The World is not Enough is an N64 James Bond game. You've probably never heard of it though because of a little game called Goldeneye. Any shooter, much less James Bond game, that would come out in the wake of Goldeneye would be compared to it, whether fairly or not. Yes Goldeneye is one of the best shooters ever, but that doesn't mean that James Bond's other N64 outing is throwaway either. In fact it offered some improvements. The first one being the graphics got an overhaul. In fact this is one of the best looking Nintendo 64 titles. The gun models are amazing, the character models look much more realistic and overall the game has a great look to it. Also my biggest complaint about Goldeneye is that, it's a great shooter, but not really a great Bond game. All it did was take great shooting and add a James Bond theme. This game however is a truly James Bond game. There are some awesome James Bond moments like skiing down a mountain while shooting thugs, sneaking around a manor with night vision goggles, or disarming a bomb in a subway with a gadget. You have much more gadgets at your disposal this time around as well. A few are a bomb that looks like a pen, a grappling hook that comes out of your watch, dart gun and laser. Plus, there are bots in multiplayer for the days you can't get your friends over to your house. I definitely recommend this game.

2. (Overrated) SSX

I don't mean the original SSX or any of its PS2 sequels. What I'm talking about is the new one for the PS3 and 360. It garnered almost all positive reviews and yet I find it to be such a departure from the franchise in a negative way that I can't see why it gets all the praise that it does. The soundtrack is terrible first of all. Gone is the mid 2000s electronic from Tricky, or the cool alternative music from 3. In its place is terrible modern music. I don't care for modern music and the new SSX reeks of poor music choices. The worst offender is taking one of the most catchy songs ("It's Tricky" by Run DMC) and remixing it with dubstep trash. Some say that dubstep is this generations disco. I say it's much, much worse. Now about the gameplay. Lets look at the tracks shall we? It's clear by looking at this game that the developers took the worst of both worlds when designing their mountains. They've got the linearity of mountains of tricky, mixed with the grittiness and blandness of the uncharted mountains in SSX 3. The exploration and ability to seamlessly board down a whole mountain, that was most peoples favorite aspect of SSX 3? Gone. A huge step down. Even the tricks are completely messed up in the game. It's not fun to land any trick when all difficulty is taken away. Off a medium sized ramp in the other SSX games you had to calculate how many flips and turns you could do to land without bailing. The new SSX throws that all out the window and makes it where any ramp can let you do at least a 1080 turn and flip. The tricks look ridiculous and take away all pleasure from landing a perfect rotation. All in all, I wanted to love this game, seeings that SSX is one of my favorite franchises, but this was too much of a disappointment and that is why it's overrated.

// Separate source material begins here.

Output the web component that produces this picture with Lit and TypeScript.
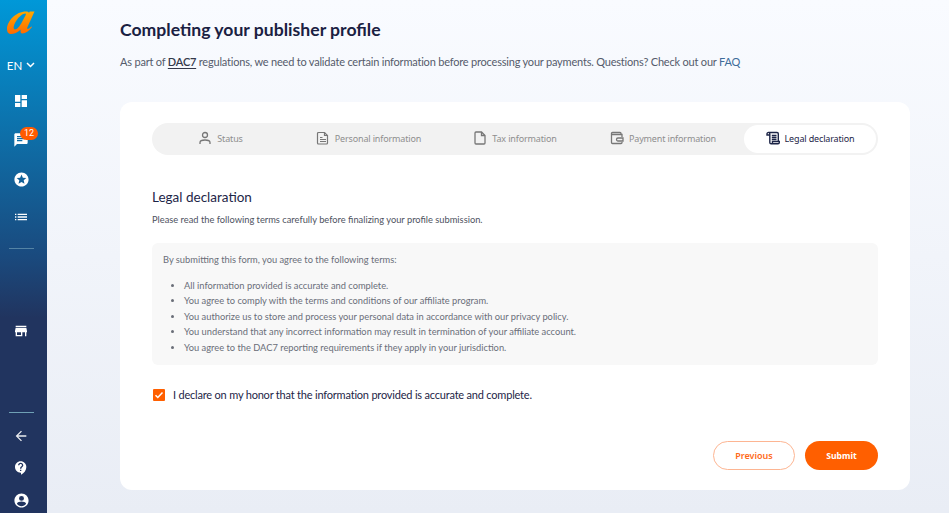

1. (Underrated) Stranglehold

Max Payne is one of my favorite games of all time. With Max Payne 3 coming out in May, its a good time to look at one of Max's spiritual successor; Stranglehold. Reviewers said that Max Payne's slow motion gunfights felt like a John Woo movie. Stranglehold takes it a step further by being based on a John Woo movie. Playing out like a sequel to the Chow Yun Fat vehicle that was Hard Boiled, you take on the role of Tequila in a story to rescue.a police officers daughter. The story matters far less than the journey and that journey is full of slow motion diving, destruction to your environment and countless bodies along the way. As you work your way through the game, you unlock special abilities such as being able to zoom in while time slows to a crawl and pinpoint your target, have infinite ammo and invincibility for a short time (my favorite ability), or spin in circles while taking out every enemy in the room. Something else unique to the game is being able to stylishly use the environment to your advantage. Sure you could take out bad guys the cookie cutter way, or you could do it the John Woo way and slide down a railing while popping guys off with duel pistols. It's a shame this game is so overlooked because to me, its the most enjoyable third person shooter on current gen systems. Yes even more so than Uncharted or Gears of War.

1. (Overrated) Portal

Finally we come to the number one most overrated game on this list and perhaps in the video game industry. First the good. Yes the game (and its sequel) work well. The concept of Portals and using them to solve the puzzles you face are great. However the level of God status that these games have been driven to are ridiculous. The first game is incredibly short. Nobody complains about this, and its not such a problem except when you consider how many hours some other XBLA games are that don't even get half the recognition. Battlefield 1943 lasted me longer than most full retail games and no one still talks about that game. For a game that seems to have one okay mechanic in such a short game, you'd think the praise would be appropriate for the game. However the worst offender and this applies to Portal 1 and 2, is the writing. The jokes aren't funny. The humor in the Portal games is internet style humor, random and quirky humor...In other words it's not funny at all. The fact that one of its jokes got turned into an internet meme (The cake is a lie) shows how unfunny the game is. Never has an internet meme been funny, besides that peanut butter jelly time banana guy. Nerd humor sucks. It has neither edge, nor wit, yet pretends that random quirkiness is the highest wit there is. So please, stop saying Portal 2 was game of the year. It's a decent puzzle game with less than decent writing. That's all it is. Well actually it is something more. It is incredibly overrated and that is why it takes the number 1 spot on this list.